I shudder to think that this time next year I will have already embarked on a new chapter
of my life. With these facts in mind, when I
ascended the stage for the Concert, I can only describe myself as disoriented. All of the previous Concerts had led up to
this point--my final hoorah. Playing the
final note of the closing song, I closed my eyes and remembered a young boy who
jumped up and down when his mother purchased him his own instrument. His face radiated excitement. At that moment, visualizing
the boy’s blatant happiness, my appreciation for the world of music grew
exponentially. Music had shaped me. It allowed me to express myself as an artist,
but in a greater sense, express myself as a person. In tribute to the ending of weekly blog
assignments, and my concluding relationship with music, I reflect on some similarities. Music
has sculpted my perspective of writing. I consider them both as art forms. When one crafts a piece of writing,
selectively choosing words and their placement and purpose, he reflects the
process of composing arranged notes in music.
A statement by the poet Oscar Wild, whom my father frequently quotes,
comes to mind: “I was working on the proof of one of my poems
all the morning, and took out a comma. In the afternoon I put it back again.” Creating that perfect, concise work of art
requires considerable effort. Yet, writing, like
music, also does not have a formal rule book.

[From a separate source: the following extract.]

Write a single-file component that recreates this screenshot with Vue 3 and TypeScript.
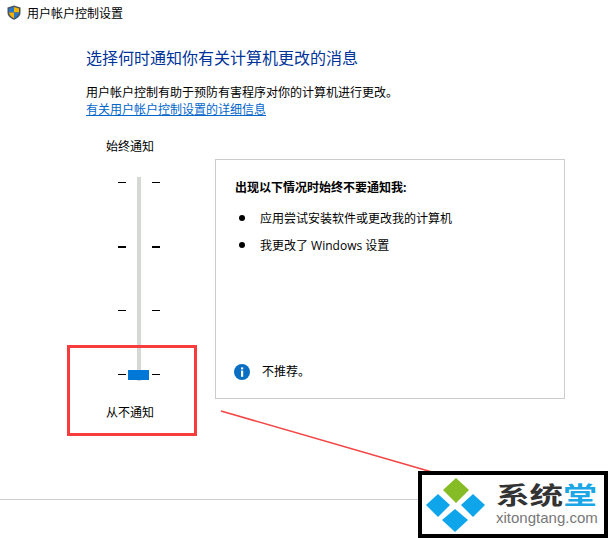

They both have many forms and genres.
With the framework of an introduction, body and conclusion, writing has
structure, but at the same time has infinite possibilities. Further, one song may have its own arrangement
of notes and dynamics, but the reader has limitless options for interpretation. Dynamics, tempo, timbre, and articulation can
all receive alteration in order to imbue an emotion or theme into music. The characteristics of location, meaning, and
individuality manifest in writing. And so, it
only seems fitting that after a day with musicality, I end the night with its twin,
writing.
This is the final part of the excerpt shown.